RockyMountain asks: "When it took me over 24 hours to download the latest Mandrake ISOs, I got to wondering...why do we still put up with servers overloaded with zillions of simultaneous TCP connections, all sending copies of the same thing?Hasn't multicasting evolved to the point where there's a better way? A quick look at Freshmeat turned up no obvious candidates. Are there any protocols or programs for distributing software via multicast? Are there any evolving standards? Or are there fundamental problems with this approach that I am overlooking?" An interesting question. With my limited understanding of Multicast, I would think that, at the very least, if you are a software distribution site you can have software distribution "channels", where each channel serves one piece of software. Milticast clients wanting a specific piece of software would connect to the right channel and wait until the next time it starts serving the software from the beginning (or, in the case of an interrupted connection, when the channel gets to the appropriate resume point). Might such a system be ideal for multicast? Can any of you come up with others?
There are a few problems with multicast. First, of all having the right hardware in line to handle multicast packets and get them all the way to the end user (routers, firewalls, etc.) Secondly, finding the right content to send. This is a big one. People want the content they want, when they want it. They don't feel like waiting, even if it would be more efficient.
But a multicast model, is worth a look. On September 11th, it was, for the most part, a multicast model (broadcast tevevision) that got us our information. Most of the news web sites could not handle the unicast method. So, its a good idea, but like you said, not that much seems to be going on with it. I'd love to here some good, real-world implementations of multicast.
KidA
"Karma can only be portioned out by the cosmos." -Homer Simpson
SQUIGGY, genuine New Jersey Oi!
What multicast is very good for is replicating installs. If you want to burn one image to every disk in a room full of computers you can easily start the download client on every computer and then start the multicast session.

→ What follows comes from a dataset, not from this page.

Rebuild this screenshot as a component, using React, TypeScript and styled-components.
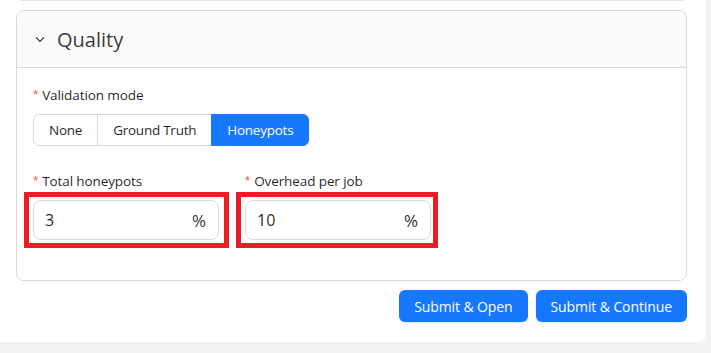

Overall, multicast could be useful if anyone actually wrote convenient software to serve and receive it, and for the geek crowd that downloads distribution .iso files it actualy might work, but the normal internet public has enough issues with the current download-on-demand thing to be bothered with multicast downloading
For video and audio broadcasts it's just ideal. With one simple cable/dsl connection *anyone* can become an internet radio/TV.
How is the state of the multicast capabilities throughout the net? Do ISP's use it? Do they let their clients use it?
Pedro Côrte-Real.
The biggest problem I see with a multicast method for ISO images isn't the varying start times, but the varying connection speeds of users.
Multicast video works because there is only X number of bits needed at any one time. Aka, a 24k video stream only needs 24k of pipe to work, having a T1 down won't help you get the video faster. But having a T1 will help you download an ISO image faster so you can start the install process.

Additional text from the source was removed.